**Required task**
Faithfully return all lines, omitting every embedded picture.

Entries with page source code
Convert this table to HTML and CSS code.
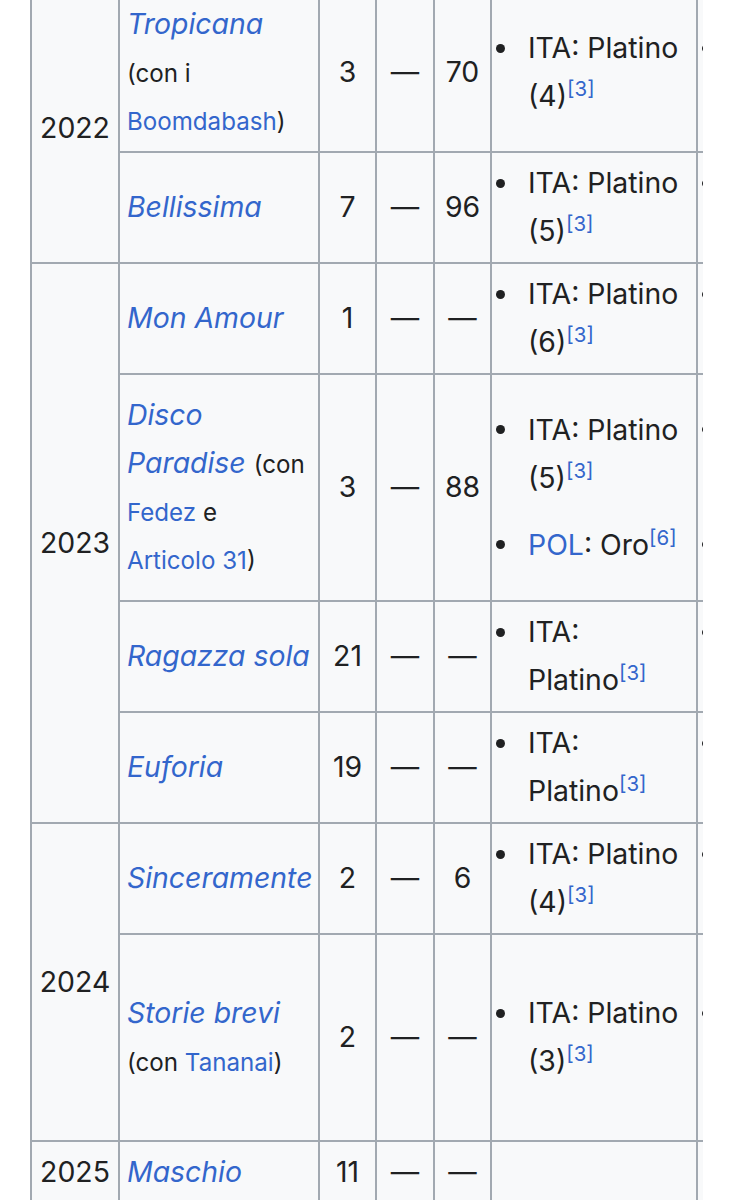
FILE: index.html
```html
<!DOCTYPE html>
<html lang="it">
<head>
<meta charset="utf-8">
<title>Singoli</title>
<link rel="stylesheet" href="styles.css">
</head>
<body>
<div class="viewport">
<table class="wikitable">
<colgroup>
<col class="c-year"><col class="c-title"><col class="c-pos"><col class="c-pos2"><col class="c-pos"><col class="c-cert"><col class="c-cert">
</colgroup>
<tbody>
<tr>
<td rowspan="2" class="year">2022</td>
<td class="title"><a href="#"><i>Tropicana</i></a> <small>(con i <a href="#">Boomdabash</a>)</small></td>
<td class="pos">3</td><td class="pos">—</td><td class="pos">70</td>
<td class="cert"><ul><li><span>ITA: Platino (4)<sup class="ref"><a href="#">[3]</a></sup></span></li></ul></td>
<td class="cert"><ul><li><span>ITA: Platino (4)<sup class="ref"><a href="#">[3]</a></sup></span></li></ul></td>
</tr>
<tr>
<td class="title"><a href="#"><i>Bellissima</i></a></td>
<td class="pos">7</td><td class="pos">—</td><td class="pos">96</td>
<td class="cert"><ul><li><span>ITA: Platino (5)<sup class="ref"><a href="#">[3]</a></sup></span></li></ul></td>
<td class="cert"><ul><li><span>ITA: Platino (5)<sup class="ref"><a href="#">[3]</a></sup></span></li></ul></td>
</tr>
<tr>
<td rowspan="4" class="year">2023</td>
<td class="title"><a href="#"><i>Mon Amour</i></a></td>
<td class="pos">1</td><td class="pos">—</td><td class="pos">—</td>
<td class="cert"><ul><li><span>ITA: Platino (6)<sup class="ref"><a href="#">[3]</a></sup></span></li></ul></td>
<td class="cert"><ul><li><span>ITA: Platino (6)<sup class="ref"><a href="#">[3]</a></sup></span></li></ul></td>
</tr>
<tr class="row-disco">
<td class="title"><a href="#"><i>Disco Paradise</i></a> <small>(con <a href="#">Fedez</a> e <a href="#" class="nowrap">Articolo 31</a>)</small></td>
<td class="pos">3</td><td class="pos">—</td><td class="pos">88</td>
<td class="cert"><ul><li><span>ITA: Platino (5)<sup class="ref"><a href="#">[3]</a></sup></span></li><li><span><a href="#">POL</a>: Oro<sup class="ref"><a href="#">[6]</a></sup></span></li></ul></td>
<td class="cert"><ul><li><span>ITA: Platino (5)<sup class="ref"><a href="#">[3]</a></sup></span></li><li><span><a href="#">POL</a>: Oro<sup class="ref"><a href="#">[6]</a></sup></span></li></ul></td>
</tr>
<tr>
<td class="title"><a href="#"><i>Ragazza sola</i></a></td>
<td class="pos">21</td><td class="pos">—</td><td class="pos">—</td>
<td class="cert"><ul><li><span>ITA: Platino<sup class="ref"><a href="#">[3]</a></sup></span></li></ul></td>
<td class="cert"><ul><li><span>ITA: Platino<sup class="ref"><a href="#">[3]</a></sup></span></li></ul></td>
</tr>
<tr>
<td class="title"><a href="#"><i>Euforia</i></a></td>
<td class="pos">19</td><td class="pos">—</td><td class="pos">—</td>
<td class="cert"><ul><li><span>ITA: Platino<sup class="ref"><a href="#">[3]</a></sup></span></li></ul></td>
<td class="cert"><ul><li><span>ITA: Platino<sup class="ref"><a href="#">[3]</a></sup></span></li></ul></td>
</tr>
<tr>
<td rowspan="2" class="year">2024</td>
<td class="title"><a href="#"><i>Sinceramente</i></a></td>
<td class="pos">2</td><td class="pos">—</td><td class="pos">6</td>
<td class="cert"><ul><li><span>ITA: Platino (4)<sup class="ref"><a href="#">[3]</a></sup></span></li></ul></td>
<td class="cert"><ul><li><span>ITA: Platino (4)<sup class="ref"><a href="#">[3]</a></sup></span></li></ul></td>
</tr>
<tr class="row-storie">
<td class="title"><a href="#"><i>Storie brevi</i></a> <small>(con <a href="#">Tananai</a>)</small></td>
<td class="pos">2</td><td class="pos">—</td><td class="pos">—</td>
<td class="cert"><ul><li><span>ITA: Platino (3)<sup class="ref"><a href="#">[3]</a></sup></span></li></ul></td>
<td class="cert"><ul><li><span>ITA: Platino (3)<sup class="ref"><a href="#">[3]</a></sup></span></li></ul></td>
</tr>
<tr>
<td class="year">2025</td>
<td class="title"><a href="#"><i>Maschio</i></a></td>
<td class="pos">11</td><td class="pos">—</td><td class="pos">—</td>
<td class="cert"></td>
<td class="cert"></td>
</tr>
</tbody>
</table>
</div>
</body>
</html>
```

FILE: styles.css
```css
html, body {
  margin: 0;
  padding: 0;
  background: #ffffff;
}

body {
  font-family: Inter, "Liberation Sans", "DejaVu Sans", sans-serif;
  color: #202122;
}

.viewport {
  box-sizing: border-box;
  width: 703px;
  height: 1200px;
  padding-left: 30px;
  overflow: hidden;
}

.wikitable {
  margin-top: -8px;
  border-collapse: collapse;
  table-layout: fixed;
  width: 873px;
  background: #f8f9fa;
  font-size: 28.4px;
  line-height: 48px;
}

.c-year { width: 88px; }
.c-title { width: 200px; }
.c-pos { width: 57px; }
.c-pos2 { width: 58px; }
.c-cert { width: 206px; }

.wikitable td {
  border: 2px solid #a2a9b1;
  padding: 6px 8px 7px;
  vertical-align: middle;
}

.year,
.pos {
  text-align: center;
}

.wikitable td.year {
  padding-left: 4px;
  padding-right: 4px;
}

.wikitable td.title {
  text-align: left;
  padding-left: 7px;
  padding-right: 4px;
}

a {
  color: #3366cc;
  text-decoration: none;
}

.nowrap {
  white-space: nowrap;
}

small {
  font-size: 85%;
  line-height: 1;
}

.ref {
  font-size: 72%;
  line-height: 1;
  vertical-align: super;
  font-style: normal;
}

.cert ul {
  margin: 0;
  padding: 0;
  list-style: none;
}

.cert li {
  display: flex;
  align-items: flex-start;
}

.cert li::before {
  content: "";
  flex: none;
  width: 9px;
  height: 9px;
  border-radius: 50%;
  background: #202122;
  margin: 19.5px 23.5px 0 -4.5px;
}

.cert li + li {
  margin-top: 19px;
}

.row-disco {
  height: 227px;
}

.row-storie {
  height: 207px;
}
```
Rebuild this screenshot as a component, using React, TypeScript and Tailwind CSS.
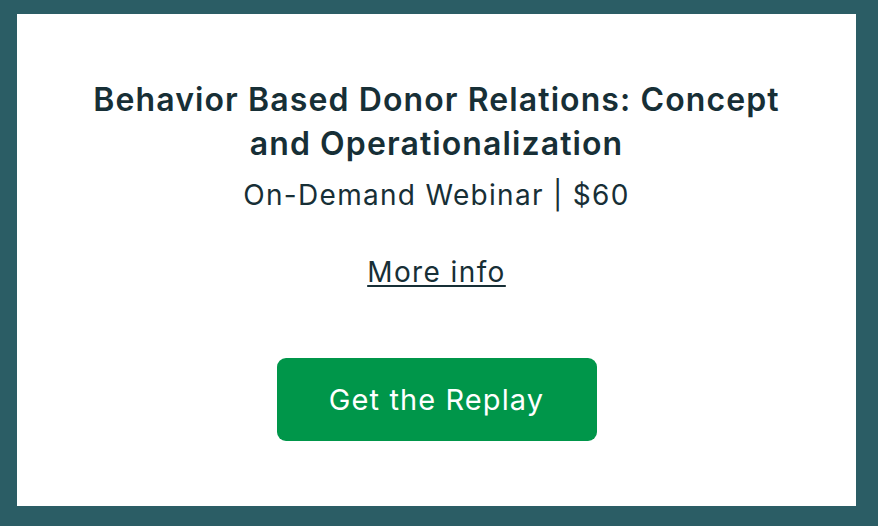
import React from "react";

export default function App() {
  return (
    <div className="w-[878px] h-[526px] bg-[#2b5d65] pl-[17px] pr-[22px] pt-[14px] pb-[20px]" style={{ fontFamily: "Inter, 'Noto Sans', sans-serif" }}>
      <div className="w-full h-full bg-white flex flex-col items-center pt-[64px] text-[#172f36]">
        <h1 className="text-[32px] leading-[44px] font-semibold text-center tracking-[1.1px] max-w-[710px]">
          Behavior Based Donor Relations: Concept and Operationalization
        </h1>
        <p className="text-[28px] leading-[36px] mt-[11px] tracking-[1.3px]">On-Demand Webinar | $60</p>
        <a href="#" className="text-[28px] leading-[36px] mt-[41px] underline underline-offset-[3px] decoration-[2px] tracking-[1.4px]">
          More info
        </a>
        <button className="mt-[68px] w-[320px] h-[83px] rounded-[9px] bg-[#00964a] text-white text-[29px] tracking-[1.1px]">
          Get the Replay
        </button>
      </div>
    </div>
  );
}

**Output for this exercise**
Convert this table to HTML and CSS code.
FILE: index.html
```html
<!DOCTYPE html>
<html lang="it">
<head>
<meta charset="utf-8">
<title>Singoli</title>
<link rel="stylesheet" href="styles.css">
</head>
<body>
<div class="viewport">
<table class="wikitable">
<colgroup>
<col class="c-year"><col class="c-title"><col class="c-pos"><col class="c-pos2"><col class="c-pos"><col class="c-cert"><col class="c-cert">
</colgroup>
<tbody>
<tr>
<td rowspan="2" class="year">2022</td>
<td class="title"><a href="#"><i>Tropicana</i></a> <small>(con i <a href="#">Boomdabash</a>)</small></td>
<td class="pos">3</td><td class="pos">—</td><td class="pos">70</td>
<td class="cert"><ul><li><span>ITA: Platino (4)<sup class="ref"><a href="#">[3]</a></sup></span></li></ul></td>
<td class="cert"><ul><li><span>ITA: Platino (4)<sup class="ref"><a href="#">[3]</a></sup></span></li></ul></td>
</tr>
<tr>
<td class="title"><a href="#"><i>Bellissima</i></a></td>
<td class="pos">7</td><td class="pos">—</td><td class="pos">96</td>
<td class="cert"><ul><li><span>ITA: Platino (5)<sup class="ref"><a href="#">[3]</a></sup></span></li></ul></td>
<td class="cert"><ul><li><span>ITA: Platino (5)<sup class="ref"><a href="#">[3]</a></sup></span></li></ul></td>
</tr>
<tr>
<td rowspan="4" class="year">2023</td>
<td class="title"><a href="#"><i>Mon Amour</i></a></td>
<td class="pos">1</td><td class="pos">—</td><td class="pos">—</td>
<td class="cert"><ul><li><span>ITA: Platino (6)<sup class="ref"><a href="#">[3]</a></sup></span></li></ul></td>
<td class="cert"><ul><li><span>ITA: Platino (6)<sup class="ref"><a href="#">[3]</a></sup></span></li></ul></td>
</tr>
<tr class="row-disco">
<td class="title"><a href="#"><i>Disco Paradise</i></a> <small>(con <a href="#">Fedez</a> e <a href="#" class="nowrap">Articolo 31</a>)</small></td>
<td class="pos">3</td><td class="pos">—</td><td class="pos">88</td>
<td class="cert"><ul><li><span>ITA: Platino (5)<sup class="ref"><a href="#">[3]</a></sup></span></li><li><span><a href="#">POL</a>: Oro<sup class="ref"><a href="#">[6]</a></sup></span></li></ul></td>
<td class="cert"><ul><li><span>ITA: Platino (5)<sup class="ref"><a href="#">[3]</a></sup></span></li><li><span><a href="#">POL</a>: Oro<sup class="ref"><a href="#">[6]</a></sup></span></li></ul></td>
</tr>
<tr>
<td class="title"><a href="#"><i>Ragazza sola</i></a></td>
<td class="pos">21</td><td class="pos">—</td><td class="pos">—</td>
<td class="cert"><ul><li><span>ITA: Platino<sup class="ref"><a href="#">[3]</a></sup></span></li></ul></td>
<td class="cert"><ul><li><span>ITA: Platino<sup class="ref"><a href="#">[3]</a></sup></span></li></ul></td>
</tr>
<tr>
<td class="title"><a href="#"><i>Euforia</i></a></td>
<td class="pos">19</td><td class="pos">—</td><td class="pos">—</td>
<td class="cert"><ul><li><span>ITA: Platino<sup class="ref"><a href="#">[3]</a></sup></span></li></ul></td>
<td class="cert"><ul><li><span>ITA: Platino<sup class="ref"><a href="#">[3]</a></sup></span></li></ul></td>
</tr>
<tr>
<td rowspan="2" class="year">2024</td>
<td class="title"><a href="#"><i>Sinceramente</i></a></td>
<td class="pos">2</td><td class="pos">—</td><td class="pos">6</td>
<td class="cert"><ul><li><span>ITA: Platino (4)<sup class="ref"><a href="#">[3]</a></sup></span></li></ul></td>
<td class="cert"><ul><li><span>ITA: Platino (4)<sup class="ref"><a href="#">[3]</a></sup></span></li></ul></td>
</tr>
<tr class="row-storie">
<td class="title"><a href="#"><i>Storie brevi</i></a> <small>(con <a href="#">Tananai</a>)</small></td>
<td class="pos">2</td><td class="pos">—</td><td class="pos">—</td>
<td class="cert"><ul><li><span>ITA: Platino (3)<sup class="ref"><a href="#">[3]</a></sup></span></li></ul></td>
<td class="cert"><ul><li><span>ITA: Platino (3)<sup class="ref"><a href="#">[3]</a></sup></span></li></ul></td>
</tr>
<tr>
<td class="year">2025</td>
<td class="title"><a href="#"><i>Maschio</i></a></td>
<td class="pos">11</td><td class="pos">—</td><td class="pos">—</td>
<td class="cert"></td>
<td class="cert"></td>
</tr>
</tbody>
</table>
</div>
</body>
</html>
```

FILE: styles.css
```css
html, body {
  margin: 0;
  padding: 0;
  background: #ffffff;
}

body {
  font-family: Inter, "Liberation Sans", "DejaVu Sans", sans-serif;
  color: #202122;
}

.viewport {
  box-sizing: border-box;
  width: 703px;
  height: 1200px;
  padding-left: 30px;
  overflow: hidden;
}

.wikitable {
  margin-top: -8px;
  border-collapse: collapse;
  table-layout: fixed;
  width: 873px;
  background: #f8f9fa;
  font-size: 28.4px;
  line-height: 48px;
}

.c-year { width: 88px; }
.c-title { width: 200px; }
.c-pos { width: 57px; }
.c-pos2 { width: 58px; }
.c-cert { width: 206px; }

.wikitable td {
  border: 2px solid #a2a9b1;
  padding: 6px 8px 7px;
  vertical-align: middle;
}

.year,
.pos {
  text-align: center;
}

.wikitable td.year {
  padding-left: 4px;
  padding-right: 4px;
}

.wikitable td.title {
  text-align: left;
  padding-left: 7px;
  padding-right: 4px;
}

a {
  color: #3366cc;
  text-decoration: none;
}

.nowrap {
  white-space: nowrap;
}

small {
  font-size: 85%;
  line-height: 1;
}

.ref {
  font-size: 72%;
  line-height: 1;
  vertical-align: super;
  font-style: normal;
}

.cert ul {
  margin: 0;
  padding: 0;
  list-style: none;
}

.cert li {
  display: flex;
  align-items: flex-start;
}

.cert li::before {
  content: "";
  flex: none;
  width: 9px;
  height: 9px;
  border-radius: 50%;
  background: #202122;
  margin: 19.5px 23.5px 0 -4.5px;
}

.cert li + li {
  margin-top: 19px;
}

.row-disco {
  height: 227px;
}

.row-storie {
  height: 207px;
}
```
Rebuild this screenshot as a component, using React, TypeScript and Tailwind CSS.
import React from "react";

export default function App() {
  return (
    <div className="w-[878px] h-[526px] bg-[#2b5d65] pl-[17px] pr-[22px] pt-[14px] pb-[20px]" style={{ fontFamily: "Inter, 'Noto Sans', sans-serif" }}>
      <div className="w-full h-full bg-white flex flex-col items-center pt-[64px] text-[#172f36]">
        <h1 className="text-[32px] leading-[44px] font-semibold text-center tracking-[1.1px] max-w-[710px]">
          Behavior Based Donor Relations: Concept and Operationalization
        </h1>
        <p className="text-[28px] leading-[36px] mt-[11px] tracking-[1.3px]">On-Demand Webinar | $60</p>
        <a href="#" className="text-[28px] leading-[36px] mt-[41px] underline underline-offset-[3px] decoration-[2px] tracking-[1.4px]">
          More info
        </a>
        <button className="mt-[68px] w-[320px] h-[83px] rounded-[9px] bg-[#00964a] text-white text-[29px] tracking-[1.1px]">
          Get the Replay
        </button>
      </div>
    </div>
  );
}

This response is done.